Turkish court ordered the pretrial detention of 17 people, including senior pro-Kurdish opposition members, for their role in violent protests against the army’s inaction during an ISIL (ISIS) attack on the Syrian Kurdish town Kobane.
As well as ordering the formal arrest of 17 people on Friday, the Ankara court released three other detainees subject to judicial supervision, the state-run news agency Anadolu reported. A party source said the same. They were among 82 people ordered detained a week ago.
Turkish authorities said the armed group, the Kurdistan Workers’ Party (PKK), designated a terrorist group by Turkey, the United States and European Union, incited the protests and that the pro-Kurdish Peoples’ Democratic Party (HDP) supported them. The HDP, the third-largest party, denies links to terrorism.

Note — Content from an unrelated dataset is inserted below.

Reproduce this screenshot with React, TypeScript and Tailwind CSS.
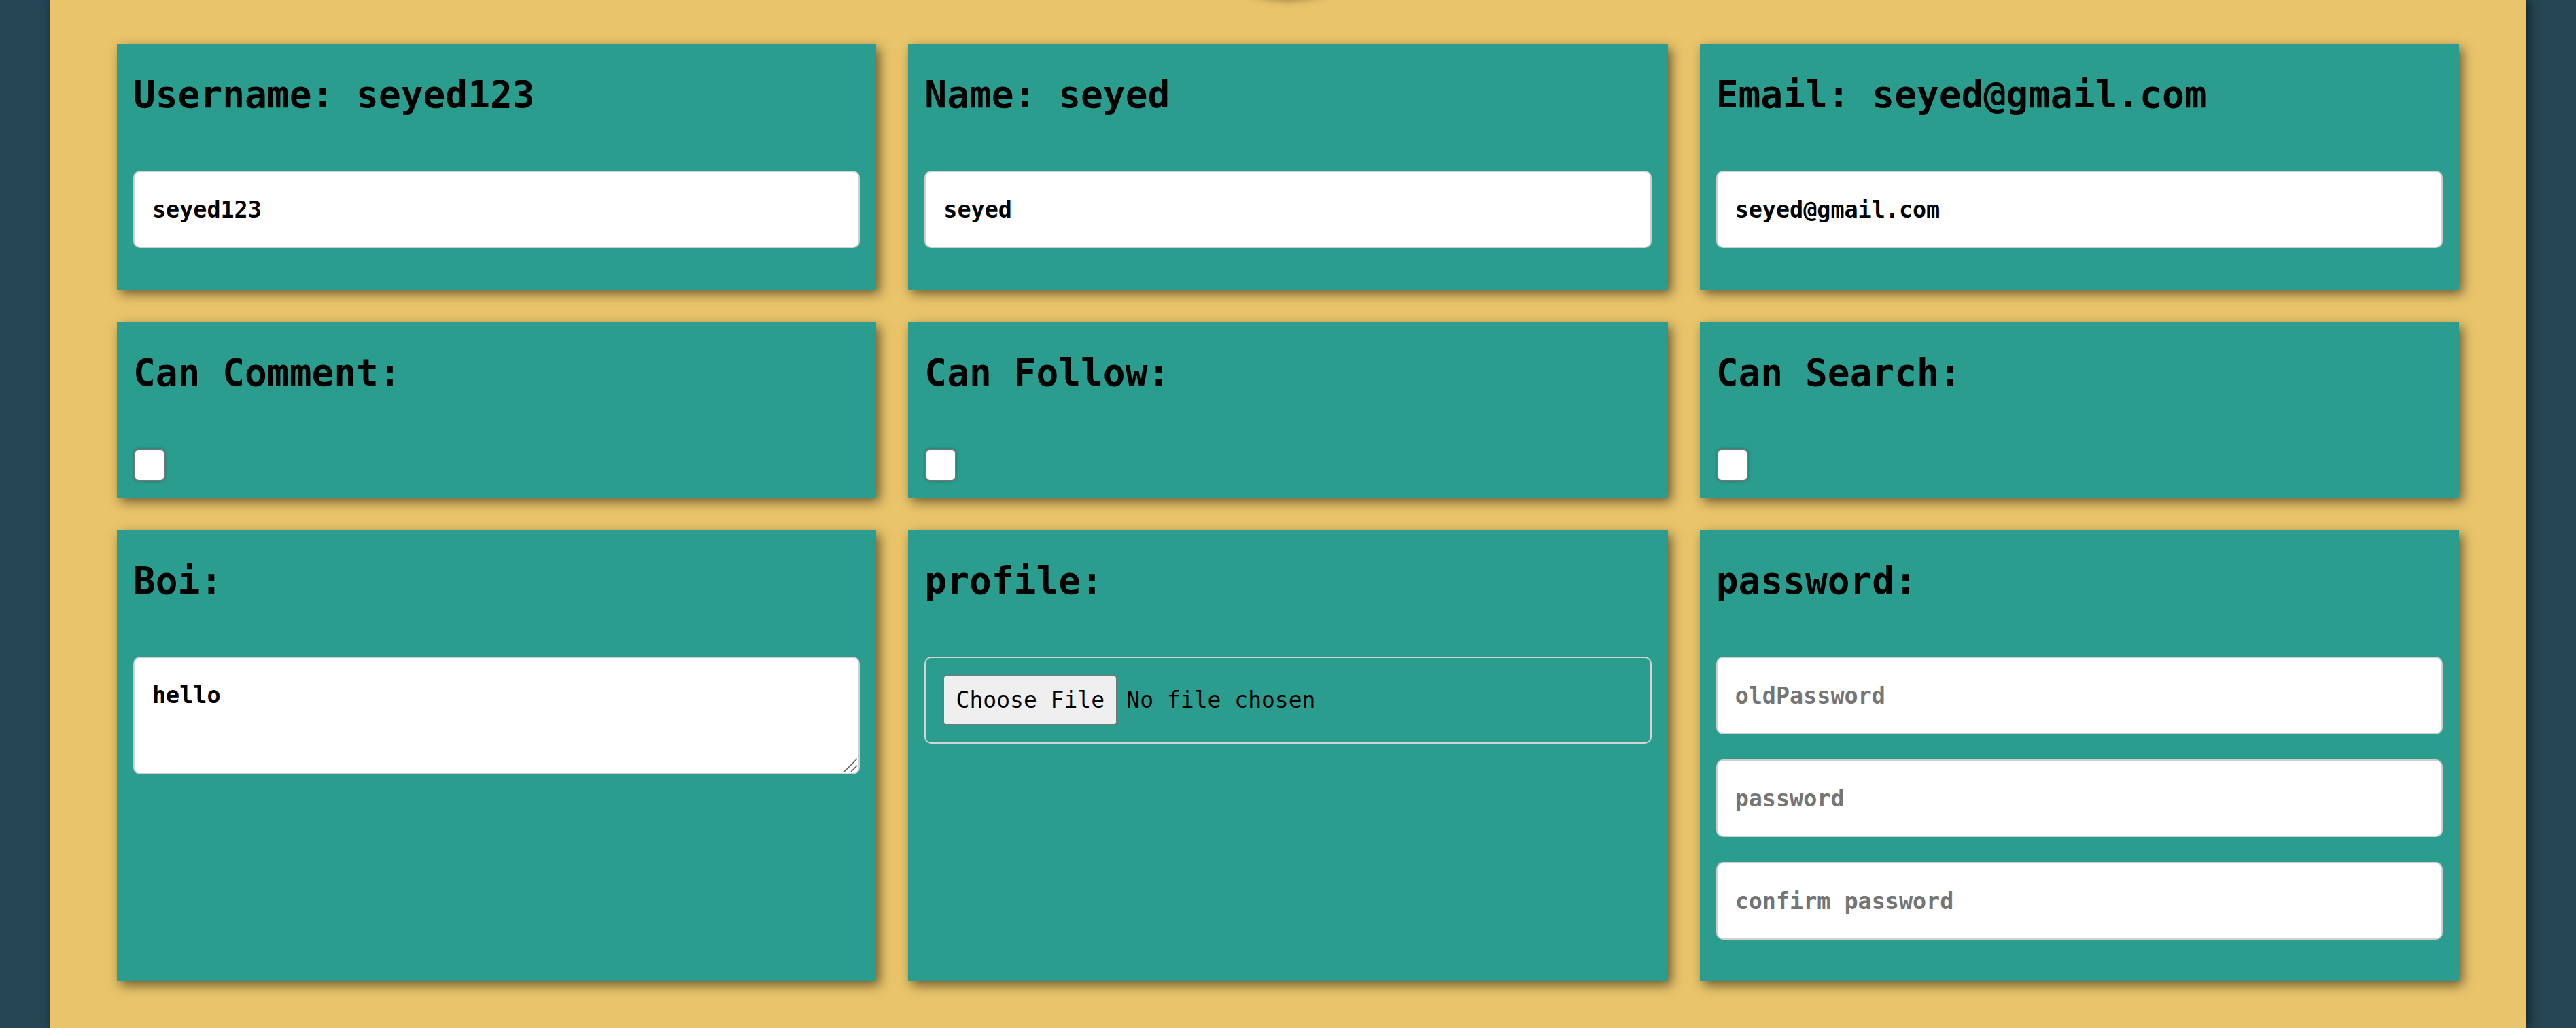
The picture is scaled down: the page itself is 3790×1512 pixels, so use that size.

Also on Friday, the Interior Ministry said the mayor of northeastern province Kars, Ayhan Bilgen, who was among those remanded in custody, had been removed from his position and replaced by the provincial governor.
Authorities have now removed all of HDP’s provincial mayors who were elected in March last year. The party currently holds six town and district municipalities, compared with the 65 it won in total last year.
Bilgen had said two days ago that he would resign from his position, in an apparent effort to prevent Ankara from appointing an official in his place.
Two HDP legislators have been ejected from parliament since elections in 2018 after being convicted on terrorism charges. Eleven others were ejected in the previous term.
Former HDP leaders Selahattin Demirtas and Figen Yuksekdag have been in jail since 2016 on charges related to the Kobane protests.
More than 40,000 people have been killed in the conflict since the PKK took up arms against the state in 1984.